TRIA is set to expire on December 31, 2014 with many in the industry, including RIMS, pushing for an extension of the program to 2019. The committee’s plan signals that the fight for an extension will not be an easy one.

On the NFIP:

“The Committee will monitor the implementation of the Biggert-Waters Flood Insurance Reform Act of 2012, paying particular attention to the reforms that encourage more private sector participation in the flood insurance market. The Committee will also review and consider further reforms to the National Flood Insurance Program with the goal of ending taxpayer bailouts of the program and transitioning to a private, innovative, competitive and sustainable flood insurance market. Since 2006, the GAO has designated the NFIP as a high-risk program because of its potential to incur billions on dollars in losses and because the program faces serious financial, structural, and managerial challenges. Due to extraordinary losses incurred following the hurricanes in 2005 and Superstorm Sandy in 2012, the program carries a debt of well over $20 billion as of January 1, 2013.”

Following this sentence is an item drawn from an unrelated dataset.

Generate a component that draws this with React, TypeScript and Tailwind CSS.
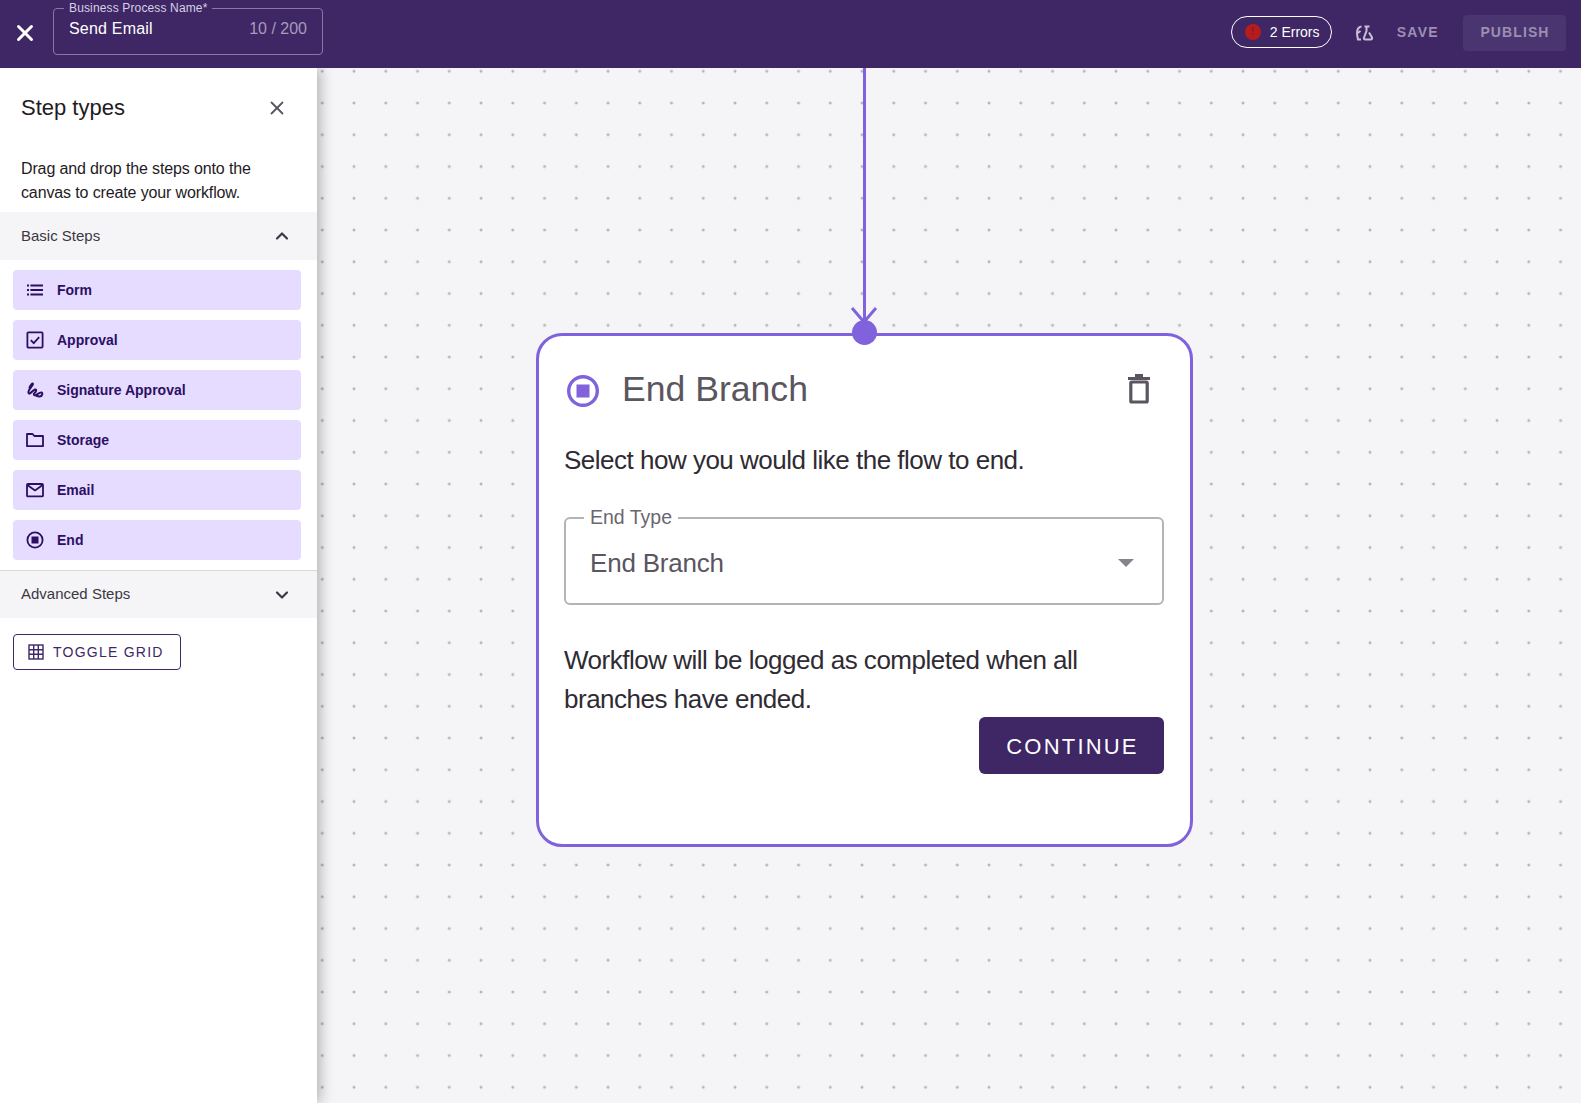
import { ChevronDown, ChevronUp, X } from "lucide-react";
import type { ReactNode } from "react";

const SANS = "font-['Liberation_Sans',Arial,sans-serif]";

function FormIcon() {
  return (
    <svg width="18" height="18" viewBox="0 0 18 18" fill="currentColor">
      <rect x="1" y="3.5" width="2" height="2" />
      <rect x="1" y="8" width="2" height="2" />
      <rect x="1" y="12.5" width="2" height="2" />
      <rect x="4.4" y="3.5" width="12.6" height="2" />
      <rect x="4.4" y="8" width="12.6" height="2" />
      <rect x="4.4" y="12.5" width="12.6" height="2" />
    </svg>
  );
}

function ApprovalIcon() {
  return (
    <svg width="18" height="18" viewBox="0 0 18 18" fill="none" stroke="currentColor" strokeWidth="1.8">
      <rect x="1.4" y="1.4" width="15.2" height="15.2" rx="1" />
      <path d="M4.8 9.2l2.9 2.9 5.5-6" />
    </svg>
  );
}

function SignatureIcon() {
  return (
    <svg width="18" height="18" viewBox="0 0 18 18" fill="none" stroke="currentColor" strokeWidth="2" strokeLinecap="round" strokeLinejoin="round">
      <path d="M3.5 6.5C4.5 4 7 1.5 7 3 7 5 1.5 9 2.5 12 3.5 14.5 7 9 9 8.5 11 8 10 11 8.5 12 7 13 8 15 10 14 12 13 14 11 15.5 11.5 17 12 16.5 15.5 13.5 15.5 12 15.5 11 15 10 14.5" />
    </svg>
  );
}

function FolderIcon() {
  return (
    <svg width="18" height="18" viewBox="0 0 18 18" fill="none" stroke="currentColor" strokeWidth="1.8" strokeLinejoin="round">
      <path d="M1 3h5.6l1.7 2H17v10.2H1z" />
    </svg>
  );
}

function MailIcon() {
  return (
    <svg width="18" height="18" viewBox="0 0 18 18" fill="none" stroke="currentColor" strokeWidth="1.8" strokeLinejoin="round">
      <rect x="1" y="3" width="16" height="12.4" rx="1" />
      <path d="M1.4 4l7.6 5.4L16.6 4" />
    </svg>
  );
}

function EndIcon() {
  return (
    <svg width="18" height="18" viewBox="0 0 18 18" fill="none">
      <circle cx="9" cy="9" r="7.6" stroke="currentColor" strokeWidth="1.8" />
      <rect x="5.5" y="5.5" width="7" height="7" fill="currentColor" />
    </svg>
  );
}

const steps: { label: string; icon: ReactNode }[] = [
  { label: "Form", icon: <FormIcon /> },
  { label: "Approval", icon: <ApprovalIcon /> },
  { label: "Signature Approval", icon: <SignatureIcon /> },
  { label: "Storage", icon: <FolderIcon /> },
  { label: "Email", icon: <MailIcon /> },
  { label: "End", icon: <EndIcon /> },
];

export default function App() {
  return (
    <div className={`flex h-screen flex-col overflow-hidden bg-[#f5f5f7] ${SANS}`}>
      {/* Top bar */}
      <header className="relative z-20 flex h-[68px] shrink-0 items-center bg-[#3e2764] pb-[3px] pr-[15px] text-white">
        <button className="ml-[16px] flex h-[18px] w-[18px] items-center justify-center">
          <X size={26} strokeWidth={2.7} className="shrink-0" />
        </button>
        <div className="relative mb-[3px] ml-[19px] flex h-[47px] w-[270px] items-start justify-between rounded border border-[#8a77a6] px-[15px] pt-[10px]">
          <span className="absolute -top-[9px] left-[10px] bg-[#3e2764] px-[5px] text-[12px] leading-[16px] tracking-[0.14px] text-[#d8d0e4]">
            Business Process Name*
          </span>
          <span className="text-[16px] leading-[20px] tracking-[0.2px]">Send Email</span>
          <span className="text-[16px] leading-[20px] text-[#a89bbd]">10 / 200</span>
        </div>
        <div className="ml-auto flex items-center">
          <div className="mb-[2px] flex h-[32px] w-[101px] items-center rounded-full border border-white pl-[13px]">
            <span className="flex h-4 w-4 items-center justify-center rounded-full bg-[#b71c1c] text-[10px] font-bold leading-none text-[#8f1515]">
              !
            </span>
            <span className="ml-[9px] text-[14px] leading-[18px]">2 Errors</span>
          </div>
          <svg className="ml-[23px]" width="18" height="16" viewBox="0 0 18 16" fill="none" stroke="#c9c0d8" strokeWidth="2">
            <path d="M6.5 1.5C3 2 2 5 2 8c0 2 .5 4 1 6.5h3M2 8.5L5.5 6" />
            <path d="M9.5 1.5h5M11.5 1.5v4.5L9 12.5c-.4 1 .2 2 1.2 2h5.6c1 0 1.6-1 1.2-2L14 7.5" />
          </svg>
          <span className="ml-[24px] text-[14px] font-bold tracking-[1.3px] text-[#9c8fb3]">SAVE</span>
          <button className="ml-[24px] flex h-[36px] w-[103px] items-center justify-center rounded bg-[#4a3570] pl-[1px] text-[14px] font-bold tracking-[1.1px] text-[#9c8fb3]">
            PUBLISH
          </button>
        </div>
      </header>

      <div className="flex min-h-0 flex-1">
        {/* Step palette */}
        <aside className="relative z-10 flex w-[317px] shrink-0 flex-col bg-white shadow-[2px_0_14px_rgba(0,0,0,0.32)]">
          <div className="flex h-[80px] items-center justify-between pl-[21px] pr-[29px]">
            <h2 className="text-[22px] font-normal leading-[28px] text-[#1f1b24]">Step types</h2>
            <X size={22} strokeWidth={2} className="text-[#5b5560]" />
          </div>
          <p className="px-[21px] pt-[9px] text-[16px] leading-[24px] tracking-[-0.13px] text-[#1f1b24]">
            Drag and drop the steps onto the canvas to create your workflow.
          </p>
          <div className="mt-[7px] flex h-[48px] items-center justify-between bg-[#f5f5f7] pl-[21px] pr-[25px] text-[15px] text-[#3c3843]">
            <span>Basic Steps</span>
            <ChevronUp size={20} strokeWidth={2.6} />
          </div>
          <div className="flex flex-col gap-[10px] px-[13px] pb-[10px] pr-[16px] pt-[10px]">
            {steps.map((s) => (
              <div
                key={s.label}
                className="flex h-[40px] items-center gap-[13px] rounded bg-[#e6dcff] pl-[13px] text-[14px] font-bold text-[#2c0f63]"
              >
                {s.icon}
                <span>{s.label}</span>
              </div>
            ))}
          </div>
          <div className="flex h-[48px] items-center justify-between border-t border-[#d9d9dc] bg-[#f5f5f7] pl-[21px] pr-[25px] text-[15px] text-[#3c3843]">
            <span>Advanced Steps</span>
            <ChevronDown size={20} strokeWidth={2.6} />
          </div>
          <button className="ml-[13px] mt-[16px] flex h-[36px] w-[168px] items-center gap-[9px] rounded border border-[#3e2764] pl-[14px] text-[14px] tracking-[1.25px] text-[#3e2764]">
            <svg width="16" height="16" viewBox="0 0 16 16" fill="none" stroke="currentColor" strokeWidth="1.4">
              <rect x="1" y="1" width="14" height="14" />
              <path d="M5.7 1v14M10.3 1v14M1 5.7h14M1 10.3h14" />
            </svg>
            TOGGLE GRID
          </button>
        </aside>

        {/* Canvas */}
        <main className="relative min-w-0 flex-1 bg-[#f5f5f7] bg-[radial-gradient(circle,#b4b4ba_1.5px,transparent_1.6px)] bg-[size:31.75px_31.75px] bg-[position:-10.6px_-12.6px] pl-[219px]">
          <div className="flex w-[657px] flex-col items-center">
            <div className="relative mr-[1px] h-[265px] w-[3px] bg-[#7f62dc]">
              <svg className="absolute left-1/2 top-[238px] -translate-x-1/2" width="28" height="18" viewBox="0 0 28 18" fill="none" stroke="#7f62dc" strokeWidth="3">
                <path d="M2 2l12 14L26 2" />
              </svg>
            </div>
            <section className="relative flex h-[514px] w-full flex-col rounded-[26px] border-[3px] border-[#7f62dc] bg-white pl-[25px] pr-[26px]">
              <span className="absolute -top-[16px] left-[313px] h-[25px] w-[25px] rounded-full bg-[#7f62dc]" />
              <div className="flex items-start pt-[31px]">
                <svg className="ml-[3px] mt-[8px]" width="32" height="32" viewBox="0 0 32 32" fill="none">
                  <circle cx="16" cy="16" r="14.3" stroke="#7f62dc" strokeWidth="3.4" />
                  <rect x="9.5" y="9.5" width="13" height="13" fill="#7f62dc" />
                </svg>
                <h1 className="ml-[23px] text-[35.6px] font-normal leading-[44px] text-[#5b5560]">End Branch</h1>
                <svg className="ml-auto mr-[13px] mt-[7px]" width="24" height="30" viewBox="0 0 24 30" fill="none" stroke="#5b5560" strokeWidth="3.2">
                  <path d="M1 4.5h22M8 1.5h8" />
                  <rect x="3.8" y="8" width="16.4" height="20" rx="1" />
                </svg>
              </div>
              <p className="mt-[30px] text-[26px] leading-[38px] tracking-[-0.5px] text-[#2f2b33]">
                Select how you would like the flow to end.
              </p>
              <div className="relative mt-[38px] flex h-[88px] items-center justify-between rounded-[6px] border-2 border-[#b5b3b8] pl-[24px] pr-[28px] pt-[3px]">
                <span className="absolute -top-[15px] left-[18px] bg-white px-[6px] text-[19.5px] leading-[26px] text-[#6b6670]">
                  End Type
                </span>
                <span className="text-[26px] leading-[32px] tracking-[-0.2px] text-[#5b5560]">End Branch</span>
                <span className="h-0 w-0 border-x-[8px] border-t-[8px] border-x-transparent border-t-[#86838a]" />
              </div>
              <p className="mt-[36px] w-[560px] text-[26px] leading-[39px] tracking-[-0.49px] text-[#2f2b33]">
                Workflow will be logged as completed when all branches have ended.
              </p>
              <div className="mt-[-2px] flex justify-end">
                <button className="flex h-[57px] w-[185px] items-center justify-center rounded-[6px] bg-[#3e2764] pl-[2px] pt-[2px] text-[22px] tracking-[2.2px] text-white">
                  CONTINUE
                </button>
              </div>
            </section>
          </div>
        </main>
      </div>
    </div>
  );
}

The debate over the NFIP, which many assumed was settled in 2012, was renewed following the destruction caused by Superstorm Sandy. Committee Chairman Jeb Hensarling (R-TX) has expressed his opposition to the NFIP in the past so it comes as no surprise that the committee plans to continually review the program’s viability and sustainability.

On the FIO:

The committee’s plan also scrutinized the FIO for missing deadlines on several reports to Congress related to the insurance industry. The FIO is being urged to release “these long overdue reports without further delay.” Two of the more anticipated reports include recommendations to modernize and improve the insurance regulatory system and a report on the global reinsurance market. Treasury Department Under Secretary for Domestic Finance Mary Miller recently testified before the Senate Banking Committee that the modernization report would be released soon and that the FIO will be releasing other reports in the coming months.

It’s going to be a busy legislative session.